THERE’S no diplomatic way to put this. The Scottish Government is killing off Scotland's food culture. And for all the, “This hurts me more than it hurts you” soft soap, it doesn’t seem to care.

Our pubs, restaurants, and hotels are merely collateral damage of the tunnel-visioned, hysterical obsession with Covid-19, an infection that does not even make the list of the top ten causes of death in the UK currently.

The injustice is grotesque. Only 2.7% of infections stem from bars or restaurants, yet they are scapegoated, subjected to a long, drawn-out, death sentence.

No sooner do those who grow, produce, and serve good food regroup, finding nimble ways to continue under exceptionally difficult circumstances, then government goons drop by and knock them down again.

Think of it as administrative napalm, a scorched earth policy. Unless it stops, it will obliterate every shred of food progress Scotland has made in the last 40 years.

This assault is all the crueller because it executed in increments, on the say-so of civil servants and academics, people who relish their new-found importance in the public gaze, people who might even get an OBE or a promotion out of it.

The carnage these technocrats, these ambitious professors, and panicky politicians have unleashed on our hard-working, dedicated chefs and food producers, has no direct impact on its instigators.

Their comfortable salaries are 100% paid, unlike the poor souls whose livelihoods they crush, the thousands they make jobless. Behind our First Minister’s touchy-feely, “I hate to do this but I’m doing it anyway” script, empathy is missing.

The honest truth is that those who work in food have been deemed “non-essential”, a verdict that carries an Orwellian chill. “Non-essential” is the Covid equivalent of a thumbs-down from a Roman emperor.
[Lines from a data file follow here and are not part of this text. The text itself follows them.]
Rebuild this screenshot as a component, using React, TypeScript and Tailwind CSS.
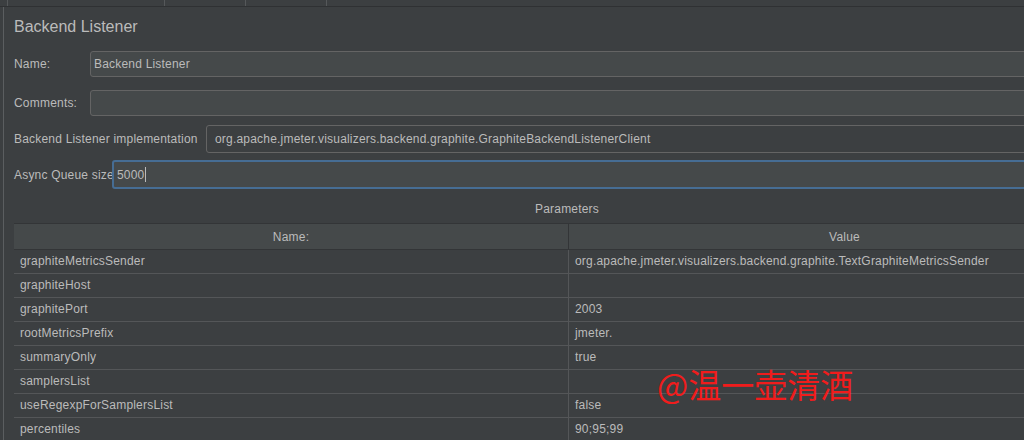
const params = [
  { name: "graphiteMetricsSender", value: "org.apache.jmeter.visualizers.backend.graphite.TextGraphiteMetricsSender" },
  { name: "graphiteHost", value: "" },
  { name: "graphitePort", value: "2003" },
  { name: "rootMetricsPrefix", value: "jmeter." },
  { name: "summaryOnly", value: "true" },
  { name: "samplersList", value: "" },
  { name: "useRegexpForSamplersList", value: "false" },
  { name: "percentiles", value: "90;95;99" },
];

export default function App() {
  return (
    <div className="relative w-[1024px] h-[440px] overflow-hidden bg-[#3c3f41] font-['Liberation_Sans',Arial,sans-serif] text-[12px] tracking-[0.2px] text-[#bbbbbb]">
      {/* tab strip */}
      <div className="flex h-[7px] border-b border-[#2f3133]">
        <div className="w-[8px] border-r border-[#55585a]" />
        <div className="w-[157px] border-r border-[#55585a]" />
        <div className="w-[81px] border-r border-[#55585a]" />
        <div className="w-[81px] border-r border-[#55585a]" />
      </div>

      <div className="flex">
        <div className="w-[3px] shrink-0" />
        <div className="w-[1px] shrink-0 h-[433px] bg-[#5b5e60]" />

        <div className="pl-[10px] w-[1200px] shrink-0">
          {/* title */}
          <div className="mt-[10px] h-[20px] leading-[20px] text-[16px] tracking-normal">Backend Listener</div>

          {/* Name */}
          <div className="mt-[14px] flex h-[26px]">
            <div className="w-[76px] shrink-0 flex items-center whitespace-nowrap">Name:</div>
            <div className="flex-1 flex items-center px-[3px] bg-[#45494a] border border-[#646464] rounded-[3px]">
              Backend Listener
            </div>
          </div>

          {/* Comments */}
          <div className="mt-[13px] flex h-[26px]">
            <div className="w-[76px] shrink-0 flex items-center whitespace-nowrap">Comments:</div>
            <div className="flex-1 bg-[#45494a] border border-[#646464] rounded-[3px]" />
          </div>

          {/* implementation */}
          <div className="mt-[9px] flex h-[28px]">
            <div className="w-[192px] shrink-0 flex items-center whitespace-nowrap">Backend Listener implementation</div>
            <div className="flex-1 flex items-center px-[8px] bg-[#3c3f41] border border-[#646464] rounded-[3px]">
              org.apache.jmeter.visualizers.backend.graphite.GraphiteBackendListenerClient
            </div>
          </div>

          {/* Async queue */}
          <div className="mt-[7px] flex h-[29px]">
            <div className="w-[98px] shrink-0 flex items-center whitespace-nowrap">Async Queue size</div>
            <div className="flex-1 flex items-center px-[3px] bg-[#45494a] border-2 border-[#466d94] rounded-[3px]">
              5000
              <span className="w-px h-[15px] bg-[#bbbbbb]" />
            </div>
          </div>

          {/* Parameters */}
          <div className="h-[34px] w-[1106px] flex items-end justify-center pb-[5px]">Parameters</div>

          {/* table */}
          <div className="w-[1106px]">
            <div className="flex h-[27px] bg-[#45494a] border-t border-b border-[#333537]">
              <div className="w-[555px] flex items-center justify-center border-r border-[#333537]">Name:</div>
              <div className="flex-1 flex items-center justify-center">Value</div>
            </div>
            {params.map((p) => (
              <div key={p.name} className="flex h-[24px] border-b border-[#545658]">
                <div className="w-[555px] flex items-center pl-[6px] pb-[1px] border-r border-[#545658]">{p.name}</div>
                <div className="flex-1 flex items-center pl-[6px] pb-[1px]">{p.value}</div>
              </div>
            ))}
          </div>
        </div>
      </div>

      {/* watermark */}
      <div className="absolute left-[657px] top-[364px] text-[33px] leading-[40px] tracking-normal text-[#f01c1c] font-['Noto_Sans_CJK_SC',sans-serif]">
        @温一壶清酒
      </div>
    </div>
  );
}
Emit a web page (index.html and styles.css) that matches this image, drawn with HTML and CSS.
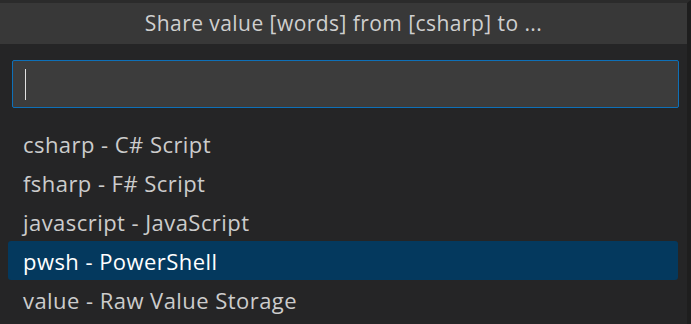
FILE: index.html
```html
<!DOCTYPE html>
<html lang="en">
<head>
  <meta charset="UTF-8" />
  <title>Share value</title>
  <link rel="stylesheet" href="styles.css">
</head>
<body>
  <div class="picker">
    <div class="picker-title">Share value [words] from [csharp] to ...</div>
    <div class="picker-input-wrap">
      <div class="picker-input"><span class="caret"></span></div>
    </div>
    <ul class="picker-list">
      <li class="picker-item">csharp - C# Script</li>
      <li class="picker-item">fsharp - F# Script</li>
      <li class="picker-item">javascript - JavaScript</li>
      <li class="picker-item selected">pwsh - PowerShell</li>
      <li class="picker-item">value - Raw Value Storage</li>
    </ul>
  </div>
</body>
</html>
```

FILE: styles.css
```css
html, body {
  margin: 0;
  height: 100%;
  background: #252526;
}
body {
  font-family: 'Open Sans', 'Noto Sans', sans-serif;
  color: #cccccc;
  overflow: hidden;
}
.picker {
  height: 324px;
  border-right: 4px solid #1e1e1e;
  border-top: 3px solid #2b2b2b;
  box-sizing: border-box;
}
.picker-title {
  height: 41px;
  background: #383838;
  color: #cfcfcf;
  font-size: 21px;
  line-height: 41px;
  text-align: center;
  letter-spacing: 0.45px;
}
.picker-input-wrap {
  padding: 16px 8px 0 12px;
}
.picker-input {
  height: 48px;
  background: #3c3c3c;
  border: 1px solid #0e70b8;
  border-radius: 2px;
  box-sizing: border-box;
  padding: 8px 12px;
}
.caret {
  display: block;
  width: 1px;
  height: 31px;
  background: #e0e0e0;
}
.picker-list {
  list-style: none;
  margin: 16px 0 0;
  padding: 0 9px 0 8px;
}
.picker-item {
  height: 39px;
  line-height: 41px;
  padding-left: 15px;
  font-size: 22px;
  letter-spacing: 0.45px;
  border-radius: 3px;
}
.picker-item.selected {
  background: #04395e;
  color: #ffffff;
}
```
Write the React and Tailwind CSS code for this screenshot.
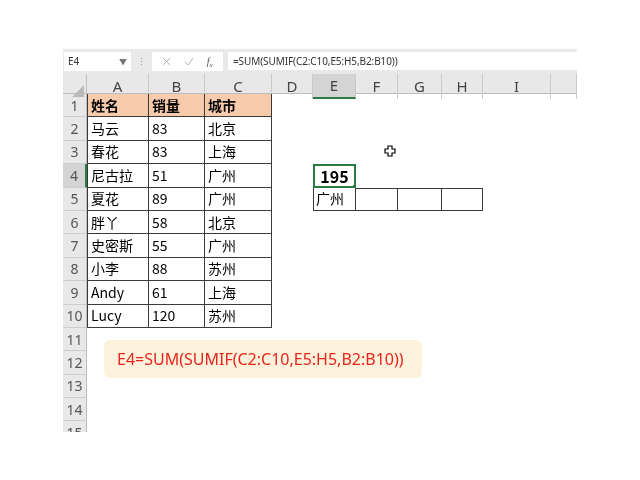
import React from "react";

const GRID = "grid grid-cols-[24px_62px_56px_67px_41px_43px_42px_44px_41px_68px_26px]";
const LETTERS = ["A", "B", "C", "D", "E", "F", "G", "H", "I", ""];

const data = [
  ["姓名", "销量", "城市"],
  ["马云", "83", "北京"],
  ["春花", "83", "上海"],
  ["尼古拉", "51", "广州"],
  ["夏花", "89", "广州"],
  ["胖丫", "58", "北京"],
  ["史密斯", "55", "广州"],
  ["小李", "88", "苏州"],
  ["Andy", "61", "上海"],
  ["Lucy", "120", "苏州"],
];

const font = { fontFamily: '"Noto Sans", "Noto Sans CJK SC", sans-serif' };
const cjk = { fontFamily: '"Noto Sans CJK SC", "Noto Sans", sans-serif', color: "#000" };

function RowHeader({ n }) {
  const active = n === 4;
  return (
    <div
      className={
        "flex items-center justify-center border-b border-[#cdcdcd] text-[14px] text-[#555] " +
        (active
          ? "bg-[#d4d4d4] border-r-2 border-r-[#2b7a45]"
          : "bg-[#e8e8e8] border-r border-r-[#bdbdbd]")
      }
    >
      {n}
    </div>
  );
}

function Row({ n }) {
  const d = n <= 10 ? data[n - 1] : null;
  const cells = [];
  for (let c = 0; c < 10; c++) {
    let cls = "flex items-center overflow-hidden whitespace-nowrap text-[14px] text-black";
    let content = null;
    let extra = null;
    if (d && c < 3) {
      cls += " border-r border-b border-[#3a3a3a] pl-[3px]";
      if (c === 0) cls += " border-l";
      if (n === 1) cls += " bg-[#f8cbad] font-bold";
      content = d[c];
    } else if (n === 4 && c === 4) {
      cls += " relative border-2 border-[#2b7a45] justify-center font-bold text-[16px]";
      content = "195";
      extra = (
        <span className="absolute right-[-3px] bottom-[-3px] w-[5px] h-[5px] bg-[#2b7a45] border border-white z-10" />
      );
    } else if (n === 5 && c >= 4 && c <= 7) {
      cls += " border-r border-b border-[#3a3a3a] pl-[2px]";
      if (c === 4) {
        cls += " border-l";
        content = "广州";
      } else {
        cls += " border-t";
      }
    }
    cells.push(
      <div key={c} className={cls}>
        {content !== null && <span style={cjk}>{content}</span>}
        {extra}
      </div>
    );
  }
  return (
    <div className={GRID + " h-[23.4px] shrink-0"}>
      <RowHeader n={n} />
      {cells}
    </div>
  );
}

export default function App() {
  return (
    <div
      className="relative w-[640px] h-[480px] bg-white overflow-hidden antialiased [will-change:transform]"
      style={font}
    >
      <div className="ml-[63px] mt-[49px] w-[514px] h-[383px] overflow-hidden flex flex-col bg-white">
        {/* formula bar */}
        <div className="h-[25px] shrink-0 bg-[#e9e9e9] flex items-start pt-[3px] pl-[1px]">
          <div className="w-[67px] h-[19px] bg-white flex items-center justify-between px-[4px]">
            <span className="text-[10px] text-[#333]">E4</span>
            <span className="text-[8px] text-[#777]">▼</span>
          </div>
          <div className="w-[21px] h-[19px] flex flex-col items-center justify-center gap-[2px]">
            <span className="w-[1px] h-[1px] bg-[#999]" />
            <span className="w-[1px] h-[1px] bg-[#999]" />
            <span className="w-[1px] h-[1px] bg-[#999]" />
          </div>
          <div className="w-[71px] h-[19px] bg-white flex items-center justify-around px-[4px]">
            <svg width="9" height="9" viewBox="0 0 9 9">
              <path d="M1 1L8 8M8 1L1 8" stroke="#b5b5b5" strokeWidth="1" />
            </svg>
            <svg width="10" height="9" viewBox="0 0 10 9">
              <path d="M1 5L4 8L9 1" stroke="#b5b5b5" strokeWidth="1" fill="none" />
            </svg>
            <span className="text-[10px] italic text-[#555]" style={{ fontFamily: '"Liberation Serif", serif' }}>
              f<sub className="text-[7px]">x</sub>
            </span>
          </div>
          <div className="ml-[5px] flex-1 h-[18px] bg-white flex items-center pl-[5px]">
            <span className="text-[10px] text-[#333] tracking-[-0.1px]">=SUM(SUMIF(C2:C10,E5:H5,B2:B10))</span>
          </div>
        </div>
        {/* column headers */}
        <div className={GRID + " h-[20px] shrink-0 bg-[#e8e8e8] border-b border-[#bdbdbd]"}>
          <div className="relative border-r border-[#bdbdbd]">
            <svg className="absolute right-[2px] bottom-[2px]" width="12" height="12" viewBox="0 0 12 12">
              <path d="M12 0L12 12L0 12Z" fill="#b9b9b9" />
            </svg>
          </div>
          {LETTERS.map((l, i) => (
            <div
              key={i}
              className={
                "flex items-center justify-center text-[15px] text-[#444] border-r border-[#c9c9c9] " +
                (i === 4 ? "bg-[#d4d4d4] border-b-2 border-b-[#2b7a45]" : "")
              }
            >
              {l}
            </div>
          ))}
        </div>
        {Array.from({ length: 15 }, (_, i) => (
          <Row key={i} n={i + 1} />
        ))}
      </div>

      {/* mouse cursor */}
      <svg className="absolute left-[384px] top-[145px]" width="12" height="12" viewBox="0 0 12 12">
        <path d="M4 1H8V4H11V8H8V11H4V8H1V4H4Z" fill="white" stroke="black" strokeWidth="1.2" />
      </svg>

      {/* annotation */}
      <div className="absolute left-[104px] top-[340px] w-[318px] h-[38px] rounded-[6px] bg-[#fdf3dd] flex items-center pl-[13px]">
        <span className="text-[16px] text-[#e8231e]">E4=SUM(SUMIF(C2:C10,E5:H5,B2:B10))</span>
      </div>
    </div>
  );
}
I’ve spent the last few days speaking to Scottish chefs and food producers, with a lump in my throat on several occasions. I’m speaking out on their behalf. They can’t because if they do, they get a pile of politicised abuse, in which saltires and Union flags figure prominently, when all they are doing is being professionals, alerting citizens to the impending, field-to-fork meltdown of our hospitality industry.

As I write, many of Scotland’s most successful restaurateurs, professionals who had sound, enviable businesses are staring insolvency in the face.

The hope-dasher for many was the 10pm curfew. That meant no orders after 7.30pm; the loss of an entire service. Then it was the ‘no-alcohol’ ordinance, a diktat worthy of 19th century Temperance zealots, followed by lockdown closure.

“It’s really bad this time. It’s brutal. Our spirit is crushed. There will be nobody [restaurants] left if this continues” is how one chef put it to me.

Further back up the food chain, the crisis has gone way beyond struggling small producers, the ones who rely on restaurant trade to supplement retail sales. Now the talk is of very big Scottish companies, long-established names in restaurant supply, with chillers full of meat that they can’t sell, and fish that will be dumped because their customers have no customers.

Back in the 1980s, it was custom and practice for Scottish ministers, irrespective of political party, to brag fatuously about Scotland having the best food and drink in the world.

Then a genuine, progressive, grass-roots food movement broke through this parochial rhetoric.

World-class chefs, such as Andrew Fairlie, Tom Kitchin, and Geoff Smeddle, set up shop here, reinforcements for stalwarts like David Wilson at the Peat Inn, who had championed seasonal, local food.

The trickle-down effect of this new top tier regenerated and inspired much humbler enterprises and grew a market for food producers previously dismissed as “niche’. The standard of eating out improved everywhere.

At last year’s Food and Drink Excellence Awards when Nicola Sturgeon posthumously presented an Outstanding Contribution Award to Andrew Fairlie, she said: “Our food and drink industry is one of Scotland’s success stories, with recent figures showing this growth sector achieved record turnover, so it was fantastic to celebrate the people and businesses who are behind these achievements.”

If Andrew was still with us now, I suspect he’d be in deep despair over the damage currently being done to the precious food culture he so signally fostered and so highly valued. So much for celebration, this is a wake in the making.